Je me souviens de ma première classe de yoga. J’avais détesté ça. Du genre, ark-sérieux-quessé-ça-c’est-ben-lent-j’ai-mal-aux-hanches-pu-jamais. À mon grand désespoir d‘adolescente, c’était un choix de cours que je ne pouvais pas me permettre d’abandonner. C’était ça ou le spinning. Respirer en me concentrant pour engager mes muscles profonds afin de stabiliser la position de l’arbre me semblait étrangement plus envisageable à long terme que de pédaler en me faisant crier après.

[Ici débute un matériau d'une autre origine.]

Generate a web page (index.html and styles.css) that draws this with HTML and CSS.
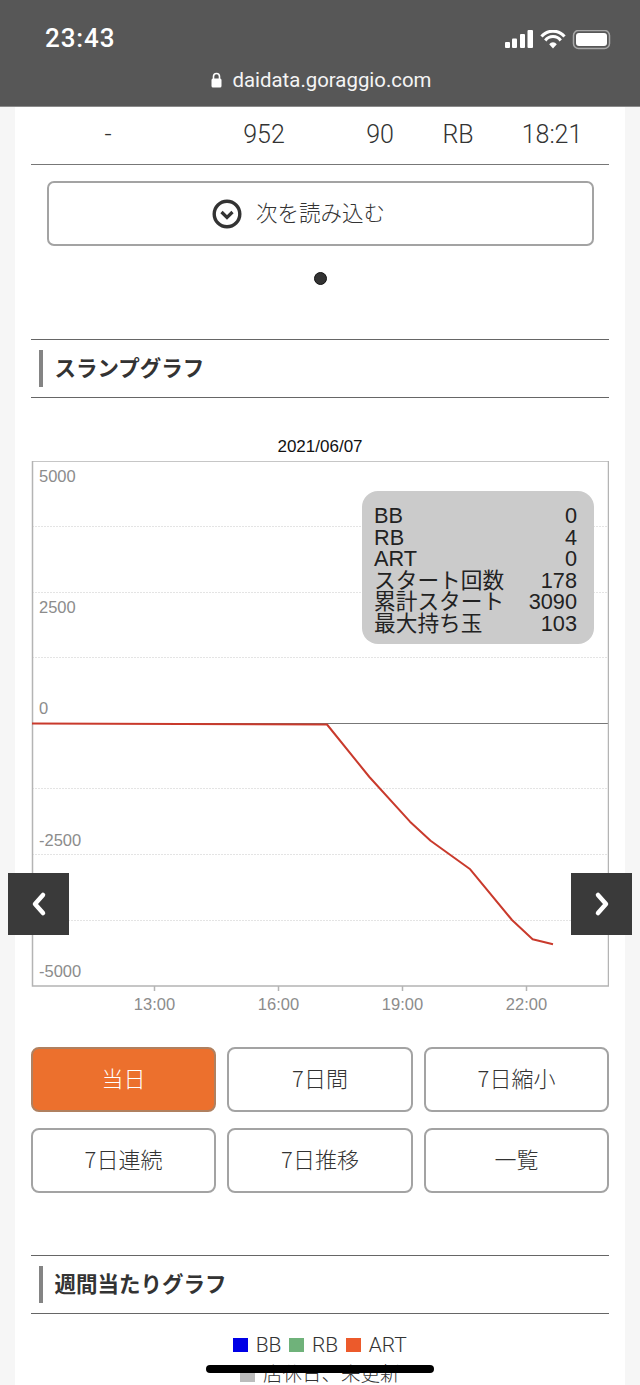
FILE: index.html
```html
<!DOCTYPE html>
<html lang="ja">
<head>
<meta charset="utf-8">
<title>スランプグラフ</title>
<link rel="stylesheet" href="styles.css">
</head>
<body>
<header class="topbar">
  <div class="status">
    <span class="time">23:43</span>
    <svg class="status-icons" width="106" height="20" viewBox="0 0 106 20">
      <rect x="0" y="12" width="5" height="6" rx="1" fill="#fff"/>
      <rect x="7" y="8.5" width="5" height="9.500" rx="1" fill="#fff"/>
      <rect x="15" y="4" width="5" height="14" rx="1" fill="#fff"/>
      <rect x="22.500" y="0" width="5.500" height="18" rx="1" fill="#fff"/>
      <path d="M36.500 6.500a15 15 0 0 1 23 0M40.300 10.500a9.500 9.500 0 0 1 15.400 0" fill="none" stroke="#fff" stroke-width="3"/>
      <path d="M44.200 14.200a4.800 4.800 0 0 1 7.600 0L48 18.500z" fill="#fff"/>
      <rect x="68.500" y="0.500" width="36" height="18" rx="5" fill="none" stroke="#a8a8a8" stroke-width="1.500"/>
      <rect x="71" y="3" width="31" height="13" rx="3" fill="#fff"/>
      <path d="M106 6.500c1.500.5 1.500 5.500 0 6z" fill="#a8a8a8"/>
    </svg>
  </div>
  <div class="url">
    <svg class="lock" width="11" height="16" viewBox="0 0 11 16">
      <path d="M2.500 7V4.500a3 3 0 0 1 6 0V7" fill="none" stroke="#fff" stroke-width="1.600"/>
      <rect x="0.500" y="6.500" width="10" height="9" rx="1.500" fill="#fff"/>
    </svg>
    <span>daidata.goraggio.com</span>
  </div>
</header>

<main class="sheet">
  <div class="data-row">
    <span>-</span><span>952</span><span>90</span><span>RB</span><span>18:21</span>
  </div>

  <button class="load-more">
    <svg width="30" height="30" viewBox="0 0 30 30">
      <circle cx="15" cy="15" r="12.800" fill="none" stroke="#333" stroke-width="3.400"/>
      <path d="M9.500 13l5.500 5.500 5.500-5.500" fill="none" stroke="#333" stroke-width="3.200"/>
    </svg>
    <span>次を読み込む</span>
  </button>

  <div class="dots"><span class="dot"></span></div>

  <h2 class="section-title first"><span>スランプグラフ</span></h2>

  <div class="chart-date">2021/06/07</div>

  <div class="chart">
    <svg class="chart-svg" width="578" height="555" viewBox="0 0 578 555">
      <g class="grid-dotted">
        <path d="M1 65.500H577M1 131.500H577M1 196.500H577M1 327.500H577M1 393.500H577M1 459.500H577"/>
      </g>
      <path d="M1 262.500H577" class="zero-line"/>
      <path d="M1.500 0H577.500V525H1.500Z" class="frame"/>
      <path d="M123.500 525v5M247.500 525v5M371.500 525v5M495.500 525v5" class="frame"/>
      <text class="axis" x="8" y="21">5000</text>
      <text class="axis" x="8" y="152">2500</text>
      <text class="axis" x="8" y="253">0</text>
      <text class="axis" x="8" y="385">-2500</text>
      <text class="axis" x="8" y="516">-5000</text>
      <text class="axis mid" x="123.500" y="549">13:00</text>
      <text class="axis mid" x="247.500" y="549">16:00</text>
      <text class="axis mid" x="371.500" y="549">19:00</text>
      <text class="axis mid" x="495.500" y="549">22:00</text>
      <path class="curve" d="M1 262.500L296 263.500L338.400 316L379 360.700L399.600 379.700L439.200 408.300L481 459L501.600 478.300L522 483.300"/>
    </svg>

    <dl class="tip">
      <dt>BB</dt><dd>0</dd>
      <dt>RB</dt><dd>4</dd>
      <dt>ART</dt><dd>0</dd>
      <dt>スタート回数</dt><dd>178</dd>
      <dt>累計スタート</dt><dd>3090</dd>
      <dt>最大持ち玉</dt><dd>103</dd>
    </dl>

    <button class="nav prev" aria-label="前へ">
      <svg width="18" height="26" viewBox="0 0 18 26"><path d="M13 4l-8 9 8 9" fill="none" stroke="#fff" stroke-width="4.500" stroke-linecap="round" stroke-linejoin="round"/></svg>
    </button>
    <button class="nav next" aria-label="次へ">
      <svg width="18" height="26" viewBox="0 0 18 26"><path d="M5 4l8 9-8 9" fill="none" stroke="#fff" stroke-width="4.500" stroke-linecap="round" stroke-linejoin="round"/></svg>
    </button>
  </div>

  <div class="tabs">
    <button class="tab active">当日</button>
    <button class="tab">7日間</button>
    <button class="tab">7日縮小</button>
    <button class="tab">7日連続</button>
    <button class="tab">7日推移</button>
    <button class="tab">一覧</button>
  </div>

  <h2 class="section-title second"><span>週間当たりグラフ</span></h2>

  <div class="legend">
    <span class="swatch bb"></span><span class="legend-label">BB</span>
    <span class="swatch rb"></span><span class="legend-label">RB</span>
    <span class="swatch art"></span><span class="legend-label">ART</span>
  </div>
  <div class="legend closed">
    <span class="swatch off"></span><span class="legend-label">店休日、未更新</span>
  </div>
</main>

<div class="home-bar"></div>
</body>
</html>
```

FILE: styles.css
```css
* { box-sizing: border-box; }

html, body {
  margin: 0;
  padding: 0;
  height: 1385px;
  overflow: hidden;
  background: #f6f6f6;
  font-family: "Roboto", "Noto Sans CJK JP", sans-serif;
  color: #333;
}

.topbar {
  height: 107px;
  background: #575757;
  border-bottom: 1px solid #8a8a8a;
  color: #fff;
  display: flex;
  flex-direction: column;
}

.status {
  height: 66px;
  padding: 10px 29px 0 45px;
  display: flex;
  align-items: center;
  justify-content: space-between;
}

.time {
  font-size: 26px;
  font-weight: 500;
  letter-spacing: 0.9px;
  line-height: 26px;
}

.status-icons { display: block; margin-top: 3px; }

.url {
  display: flex;
  justify-content: center;
  align-items: center;
  gap: 10px;
  padding-left: 3px;
  font-size: 20.400px;
  font-weight: 400;
  line-height: 28px;
  color: #f4f4f4;
}

.lock { display: block; }

.sheet {
  width: 610px;
  height: 1278px;
  margin: 0 15px;
  padding: 0 16px;
  background: #fff;
  position: relative;
}

.data-row {
  height: 58px;
  border-bottom: 1px solid #777;
  display: grid;
  grid-template-columns: 154px 158px 74px 82px 106px;
  align-items: center;
  text-align: center;
  font-size: 25px;
  font-weight: 300;
  padding-bottom: 2px;
}

.load-more {
  display: flex;
  align-items: center;
  justify-content: center;
  gap: 14px;
  width: 547px;
  height: 65px;
  margin: 16px 0 0 16px;
  background: #fff;
  border: 2px solid #a3a3a3;
  border-radius: 7px;
  font: 300 21.500px "Noto Sans CJK JP", sans-serif;
  color: #333;
  padding: 0 44px 5px 0;
}

.load-more svg { display: block; margin-top: 5px; }

.dots {
  display: flex;
  justify-content: center;
  padding-top: 26px;
}

.dot {
  width: 13px;
  height: 13px;
  border-radius: 50%;
  background: #333;
  border: 1px solid #111;
}

.section-title {
  margin: 0;
  height: 59px;
  border-top: 1px solid #666;
  border-bottom: 1px solid #666;
  display: flex;
  align-items: center;
  font: 700 21.500px "Noto Sans CJK JP", sans-serif;
  color: #333;
  padding-left: 8px;
}

.section-title span {
  display: block;
  height: 37px;
  line-height: 33px;
  border-left: 4.500px solid #848484;
  padding-left: 11.500px;
}

.section-title.first { margin-top: 54px; }
.section-title.second { margin-top: 62px; }

.chart-date {
  margin-top: 36px;
  height: 27px;
  text-align: center;
  font: 400 17px/26px "Liberation Sans", sans-serif;
  color: #111;
}

.chart {
  position: relative;
  height: 559px;
}

.chart-svg { display: block; }

.grid-dotted path {
  fill: none;
  stroke: #e4e4e4;
  stroke-width: 1;
  stroke-dasharray: 2 1;
}

.zero-line { fill: none; stroke: #777; stroke-width: 1; }
.frame { fill: none; stroke: #b4b4b4; stroke-width: 1.500; }

.axis {
  font: 400 16.500px "Liberation Sans", sans-serif;
  fill: #8c8c8c;
}

.mid { text-anchor: middle; }

.curve {
  fill: none;
  stroke: #c93a2c;
  stroke-width: 2;
  stroke-linejoin: round;
}

.tip {
  position: absolute;
  left: 331px;
  top: 30px;
  width: 232px;
  height: 153px;
  margin: 0;
  padding: 14px 17px 0 12px;
  border-radius: 16px;
  background: #cbcbcb;
  display: grid;
  grid-template-columns: auto auto;
  grid-auto-rows: 21.500px;
  justify-content: space-between;
  font: 400 21.700px/21.500px "Liberation Sans", "Noto Sans CJK JP", sans-serif;
  color: #222;
}

.tip dt, .tip dd { margin: 0; }
.tip dd { text-align: right; }

.nav {
  position: absolute;
  top: 412px;
  width: 61px;
  height: 62px;
  padding: 0;
  border: 0;
  background: #3a3a3a;
  display: flex;
  align-items: center;
  justify-content: center;
}

.nav svg { display: block; }
.prev { left: -23px; }
.next { right: -23px; }

.tabs {
  margin-top: 27px;
  display: grid;
  grid-template-columns: 185px 186px 185px;
  column-gap: 11px;
  row-gap: 16px;
}

.tab {
  height: 65px;
  background: #fff;
  border: 2px solid #a3a3a3;
  border-radius: 8px;
  font: 300 22px "Noto Sans CJK JP", sans-serif;
  color: #333;
  padding: 0 0 5px;
}

.tab.active {
  background: #ec702d;
  border-color: #b0805f;
  color: #fff;
}

.legend {
  display: flex;
  align-items: center;
  justify-content: center;
  margin-top: 16px;
  height: 30px;
  font: 300 21px/30px "Roboto", "Noto Sans CJK JP", sans-serif;
  color: #333;
}

.legend.closed {
  margin-top: 0;
  font-size: 19.500px;
  line-height: 28px;
}

.swatch {
  width: 14.500px;
  height: 14.500px;
  margin-right: 8px;
}

.legend-label { margin-right: 8px; }
.legend-label:last-child { margin-right: 0; }

.bb { background: #0000e6; }
.rb { background: #6fb27a; }
.art { background: #ec5a2b; }
.off { background: #bcbcbc; }

.home-bar {
  position: absolute;
  left: 206px;
  top: 1365px;
  width: 228px;
  height: 8px;
  border-radius: 4px;
  background: #000;
}
```
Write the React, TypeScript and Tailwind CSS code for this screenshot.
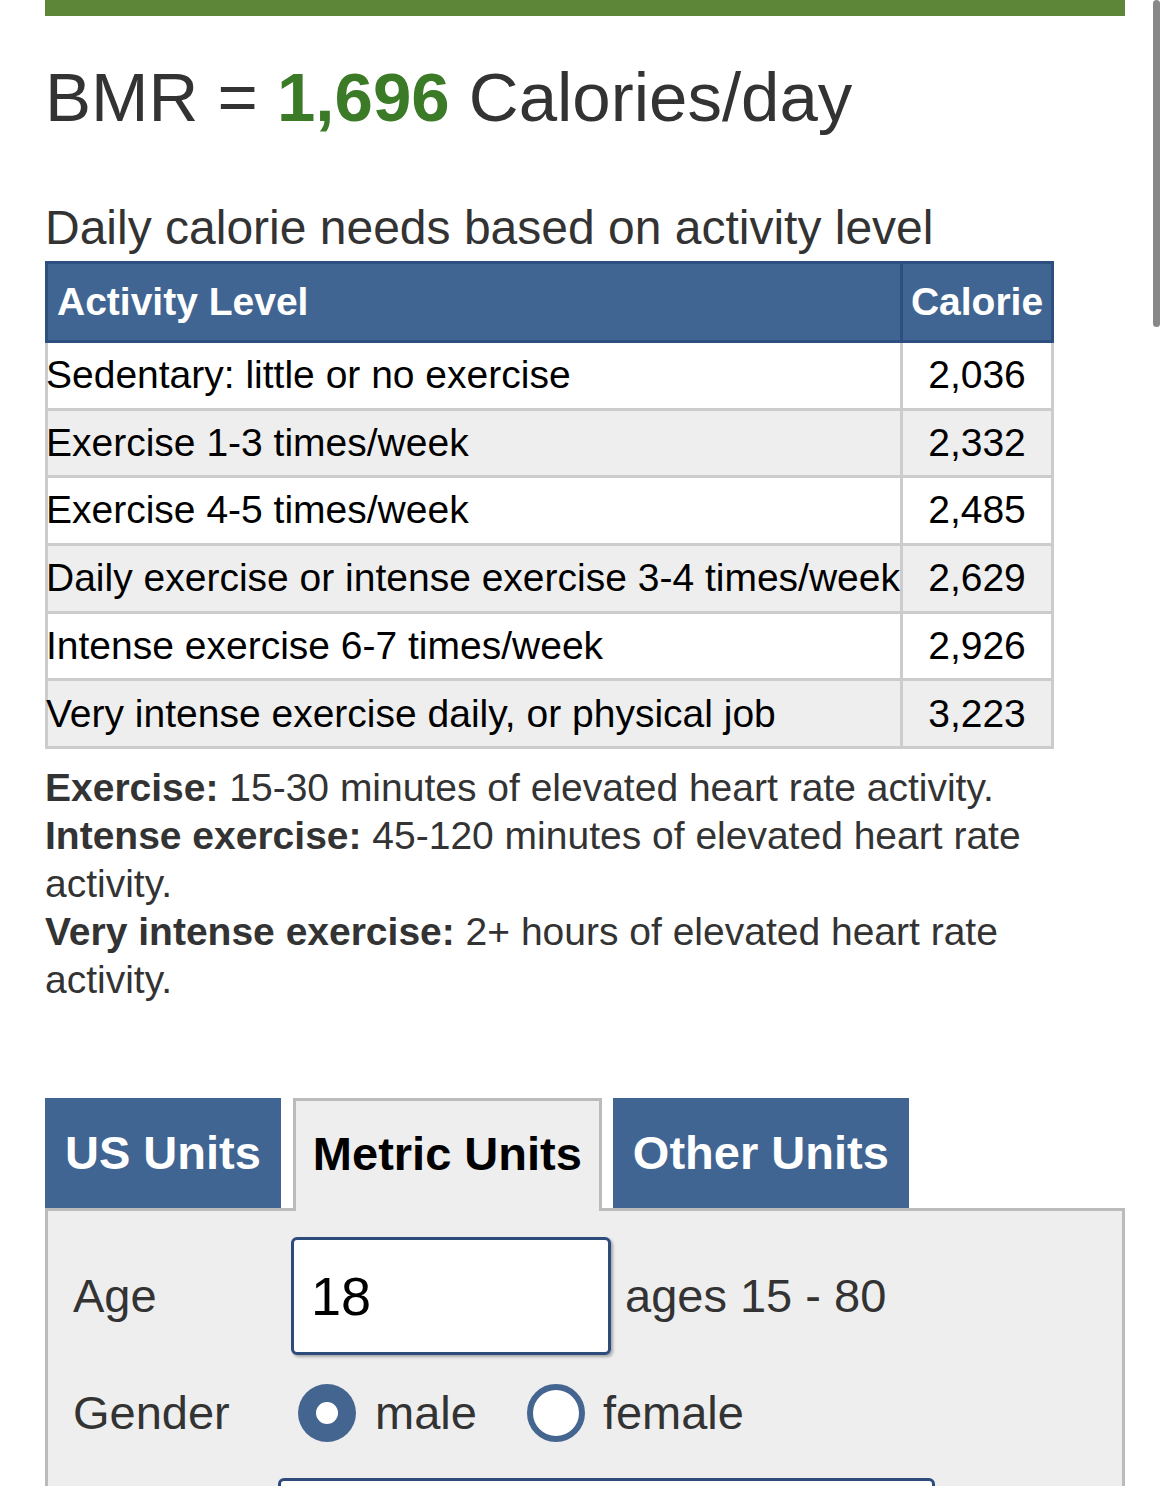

Il est pour moi inconcevable qu’on me crie après (aussi motivant cela puisse être dans certaines situations d’entraînement) dans une séance de yoga. Comme il me semblerait illogique de pédaler à vive allure en écoutant de la musique de pluie. Pourtant, depuis que le mot « namaste » est Pinterest et que le tsunami de « fityoga » a déferlé sur nous. Je me sens sinistrée face à tout ça. On a dénaturé le yoga.
Depuis que c’est cool…
Mon inconfort face à la présente inondation ne vient pas de l’ampleur du phénomène. Je suis ben ben heureuse que ma tante trippe autant sur cette discipline que mon chum. Là où il n’y a pas de pompe à eau, c’est au rythme effréné qu’on a laissé moisir sur l’art de prendre le temps d’arrêter le temps. Les gens veulent se mettre en forme et vite. Mais faire du hot hot HOT yoga 4 fois par semaine, pendant 1 mois, en laissant son cell sur le bord de son tapis, avec des poids de 2 lbs sur chaque cheville et en buvant 4 litres de thé vert, ce n’est pas une bonne idée, Ginette. Tu vas te blesser en glissant sur ta propre sueur. On a cassé le yoga.
Savasaquoi?
Malgré toutes les applications qui servent de piètre introduction et les enseignants charlatans dans tout ça, il y a encore du vrai. Des professeurs impliqués dans la transmission de l’art du yoga, et qui, même dans une optique de mise en forme, ont la formation et l’expérience adéquates pour guider des pratiques sainement. Des studios qui ont une mission claire et authentique. Des espaces qui peuvent servir de bulles d’apprentissage et de découverte sans pression. C’est à nous de trouver un endroit qui convient à nos besoins. Des endroits où le yoga a le droit de vivre.
À chacun son tapis
J’ai l’impression qu’on a tué le yoga. Je suis aussi convaincue que c’est le genre de truc un peu magique qui a un karma assez positif pour se réincarner et s’adapter à son environnement. Facile pour lui de s’égarer entre les #yogaoftheday sous des photos de postures avancées dans le sable blanc à Hawaï et son tapis. J’aime donc penser qu’il retrouvera son chemin et que j’ai bien fait de lui laisser une chance.